→ Do this
Collect each line containing "draws".

→ Rows
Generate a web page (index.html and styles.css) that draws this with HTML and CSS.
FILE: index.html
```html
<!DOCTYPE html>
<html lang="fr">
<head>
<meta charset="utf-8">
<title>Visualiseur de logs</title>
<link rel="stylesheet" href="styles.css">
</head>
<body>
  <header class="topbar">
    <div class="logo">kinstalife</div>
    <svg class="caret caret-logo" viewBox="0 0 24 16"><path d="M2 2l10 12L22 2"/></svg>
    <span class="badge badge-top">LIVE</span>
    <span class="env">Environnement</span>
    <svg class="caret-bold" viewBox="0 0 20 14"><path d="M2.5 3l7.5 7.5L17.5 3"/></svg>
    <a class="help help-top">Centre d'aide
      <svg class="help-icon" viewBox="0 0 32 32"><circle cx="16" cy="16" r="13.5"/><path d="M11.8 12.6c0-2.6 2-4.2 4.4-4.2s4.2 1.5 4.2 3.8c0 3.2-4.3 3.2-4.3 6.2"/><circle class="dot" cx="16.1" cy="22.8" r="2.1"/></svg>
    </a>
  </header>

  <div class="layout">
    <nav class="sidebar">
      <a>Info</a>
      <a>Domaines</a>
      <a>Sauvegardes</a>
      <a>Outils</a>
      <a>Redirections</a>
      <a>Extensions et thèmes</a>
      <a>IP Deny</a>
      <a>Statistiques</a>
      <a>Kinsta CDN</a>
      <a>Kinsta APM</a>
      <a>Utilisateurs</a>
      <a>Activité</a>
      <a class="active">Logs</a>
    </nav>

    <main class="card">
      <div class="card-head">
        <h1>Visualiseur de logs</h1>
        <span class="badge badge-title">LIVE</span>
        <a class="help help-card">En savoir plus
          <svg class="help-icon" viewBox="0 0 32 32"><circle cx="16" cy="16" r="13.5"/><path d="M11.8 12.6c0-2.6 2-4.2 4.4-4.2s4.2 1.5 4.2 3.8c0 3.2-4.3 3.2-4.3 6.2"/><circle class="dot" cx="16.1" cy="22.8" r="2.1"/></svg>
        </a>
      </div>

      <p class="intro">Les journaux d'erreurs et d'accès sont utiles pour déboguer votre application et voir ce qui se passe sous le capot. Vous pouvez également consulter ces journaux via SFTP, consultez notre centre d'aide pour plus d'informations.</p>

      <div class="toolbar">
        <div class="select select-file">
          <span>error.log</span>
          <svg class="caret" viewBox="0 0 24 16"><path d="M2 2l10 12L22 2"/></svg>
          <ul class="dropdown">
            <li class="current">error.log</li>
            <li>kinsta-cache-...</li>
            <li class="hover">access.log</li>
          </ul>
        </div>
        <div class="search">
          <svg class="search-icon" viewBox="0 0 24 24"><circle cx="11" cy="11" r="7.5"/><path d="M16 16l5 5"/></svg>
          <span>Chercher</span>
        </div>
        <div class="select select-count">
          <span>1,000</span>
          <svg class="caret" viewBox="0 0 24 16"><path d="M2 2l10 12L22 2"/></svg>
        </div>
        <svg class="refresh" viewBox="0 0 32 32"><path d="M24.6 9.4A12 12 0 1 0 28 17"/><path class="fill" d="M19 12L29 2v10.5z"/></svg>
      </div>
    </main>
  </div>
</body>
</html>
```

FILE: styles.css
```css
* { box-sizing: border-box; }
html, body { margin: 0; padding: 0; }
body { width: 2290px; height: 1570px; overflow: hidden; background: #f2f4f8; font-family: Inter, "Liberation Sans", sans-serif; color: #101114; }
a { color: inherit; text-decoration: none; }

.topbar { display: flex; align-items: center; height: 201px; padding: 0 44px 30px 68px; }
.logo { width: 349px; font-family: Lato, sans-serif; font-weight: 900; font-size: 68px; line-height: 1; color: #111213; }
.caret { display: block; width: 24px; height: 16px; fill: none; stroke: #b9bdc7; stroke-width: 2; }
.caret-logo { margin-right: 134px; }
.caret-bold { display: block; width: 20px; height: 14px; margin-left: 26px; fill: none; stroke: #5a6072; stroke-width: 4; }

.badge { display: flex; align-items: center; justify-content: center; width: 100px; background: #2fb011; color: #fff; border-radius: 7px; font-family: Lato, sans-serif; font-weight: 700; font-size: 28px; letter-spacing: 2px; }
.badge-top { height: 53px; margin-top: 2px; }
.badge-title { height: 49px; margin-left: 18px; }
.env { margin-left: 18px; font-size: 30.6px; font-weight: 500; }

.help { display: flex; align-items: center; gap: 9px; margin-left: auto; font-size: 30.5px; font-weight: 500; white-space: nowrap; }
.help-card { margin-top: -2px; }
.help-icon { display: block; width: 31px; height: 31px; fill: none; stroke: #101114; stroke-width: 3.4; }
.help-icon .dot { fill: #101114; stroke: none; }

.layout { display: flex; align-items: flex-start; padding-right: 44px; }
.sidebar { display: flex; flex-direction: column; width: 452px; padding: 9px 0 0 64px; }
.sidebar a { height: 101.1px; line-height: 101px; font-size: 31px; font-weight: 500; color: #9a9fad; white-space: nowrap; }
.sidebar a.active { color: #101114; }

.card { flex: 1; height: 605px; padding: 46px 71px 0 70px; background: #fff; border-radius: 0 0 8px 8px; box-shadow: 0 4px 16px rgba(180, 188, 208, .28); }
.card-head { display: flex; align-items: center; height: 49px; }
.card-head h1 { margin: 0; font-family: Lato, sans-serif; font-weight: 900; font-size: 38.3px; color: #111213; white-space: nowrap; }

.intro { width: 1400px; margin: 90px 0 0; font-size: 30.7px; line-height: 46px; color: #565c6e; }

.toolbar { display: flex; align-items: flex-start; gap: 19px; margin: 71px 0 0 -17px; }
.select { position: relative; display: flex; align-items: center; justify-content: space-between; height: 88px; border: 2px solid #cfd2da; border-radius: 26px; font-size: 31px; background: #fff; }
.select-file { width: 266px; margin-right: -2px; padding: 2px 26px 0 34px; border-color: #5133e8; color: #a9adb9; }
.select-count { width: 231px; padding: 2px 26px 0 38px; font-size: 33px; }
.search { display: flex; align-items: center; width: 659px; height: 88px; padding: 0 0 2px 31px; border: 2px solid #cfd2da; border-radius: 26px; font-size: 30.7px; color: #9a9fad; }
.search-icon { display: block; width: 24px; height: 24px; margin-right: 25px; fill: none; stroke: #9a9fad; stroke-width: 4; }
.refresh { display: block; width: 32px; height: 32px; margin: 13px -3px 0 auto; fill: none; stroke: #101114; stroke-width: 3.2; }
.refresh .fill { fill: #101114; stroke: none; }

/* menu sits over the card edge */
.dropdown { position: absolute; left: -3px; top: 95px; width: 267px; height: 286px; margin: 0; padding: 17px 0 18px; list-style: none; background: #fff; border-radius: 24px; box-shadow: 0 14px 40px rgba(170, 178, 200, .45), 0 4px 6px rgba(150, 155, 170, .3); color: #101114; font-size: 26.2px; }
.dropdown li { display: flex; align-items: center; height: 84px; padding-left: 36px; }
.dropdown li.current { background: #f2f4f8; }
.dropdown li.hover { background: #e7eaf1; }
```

* * *

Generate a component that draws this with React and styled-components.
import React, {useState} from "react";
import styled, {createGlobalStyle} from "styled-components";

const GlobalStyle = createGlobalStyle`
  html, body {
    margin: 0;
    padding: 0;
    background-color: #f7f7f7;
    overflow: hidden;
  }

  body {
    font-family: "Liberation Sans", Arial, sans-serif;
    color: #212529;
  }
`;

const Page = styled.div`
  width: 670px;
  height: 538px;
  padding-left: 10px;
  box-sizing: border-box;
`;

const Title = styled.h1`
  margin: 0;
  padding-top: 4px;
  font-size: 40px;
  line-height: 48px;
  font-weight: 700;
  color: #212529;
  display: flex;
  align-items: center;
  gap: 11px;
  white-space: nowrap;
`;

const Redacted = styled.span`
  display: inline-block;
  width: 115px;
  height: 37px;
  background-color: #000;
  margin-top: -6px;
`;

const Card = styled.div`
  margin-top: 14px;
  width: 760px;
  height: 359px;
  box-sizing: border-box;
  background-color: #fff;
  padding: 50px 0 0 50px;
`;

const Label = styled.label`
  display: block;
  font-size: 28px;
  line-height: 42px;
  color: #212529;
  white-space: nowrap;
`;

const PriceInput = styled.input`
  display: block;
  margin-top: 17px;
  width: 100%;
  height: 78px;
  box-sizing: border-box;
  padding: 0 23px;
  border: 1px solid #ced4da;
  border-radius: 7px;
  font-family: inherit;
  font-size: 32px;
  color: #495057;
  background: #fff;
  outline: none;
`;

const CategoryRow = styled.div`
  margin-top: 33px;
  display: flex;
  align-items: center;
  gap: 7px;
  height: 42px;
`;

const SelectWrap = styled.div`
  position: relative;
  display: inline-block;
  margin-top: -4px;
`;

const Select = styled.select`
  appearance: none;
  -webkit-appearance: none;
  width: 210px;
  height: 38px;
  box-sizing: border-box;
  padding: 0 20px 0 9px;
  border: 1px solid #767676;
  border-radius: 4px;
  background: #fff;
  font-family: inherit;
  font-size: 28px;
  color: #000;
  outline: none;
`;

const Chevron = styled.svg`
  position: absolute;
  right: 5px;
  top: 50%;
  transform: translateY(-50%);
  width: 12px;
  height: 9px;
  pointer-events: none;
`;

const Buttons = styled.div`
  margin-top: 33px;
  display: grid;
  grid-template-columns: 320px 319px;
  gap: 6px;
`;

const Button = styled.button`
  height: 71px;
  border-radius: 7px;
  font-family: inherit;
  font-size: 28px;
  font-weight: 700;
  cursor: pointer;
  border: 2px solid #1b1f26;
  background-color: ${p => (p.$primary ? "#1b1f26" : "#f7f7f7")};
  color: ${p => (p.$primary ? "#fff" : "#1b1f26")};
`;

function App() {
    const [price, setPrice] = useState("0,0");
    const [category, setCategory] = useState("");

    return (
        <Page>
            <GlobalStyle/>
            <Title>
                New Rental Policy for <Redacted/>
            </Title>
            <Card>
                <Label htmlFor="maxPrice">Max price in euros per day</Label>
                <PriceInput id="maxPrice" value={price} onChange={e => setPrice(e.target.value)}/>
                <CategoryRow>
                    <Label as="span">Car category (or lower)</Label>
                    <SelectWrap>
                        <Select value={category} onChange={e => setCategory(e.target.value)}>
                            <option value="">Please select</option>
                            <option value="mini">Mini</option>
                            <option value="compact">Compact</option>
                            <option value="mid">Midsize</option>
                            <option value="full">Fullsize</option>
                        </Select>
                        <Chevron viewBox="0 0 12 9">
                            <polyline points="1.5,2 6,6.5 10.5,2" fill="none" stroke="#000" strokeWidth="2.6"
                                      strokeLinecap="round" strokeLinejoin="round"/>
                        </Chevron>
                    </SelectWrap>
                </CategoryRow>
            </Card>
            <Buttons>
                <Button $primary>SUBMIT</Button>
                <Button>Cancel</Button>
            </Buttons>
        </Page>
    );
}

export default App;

→ Task output
Generate a web page (index.html and styles.css) that draws this with HTML and CSS.
Generate a component that draws this with React and styled-components.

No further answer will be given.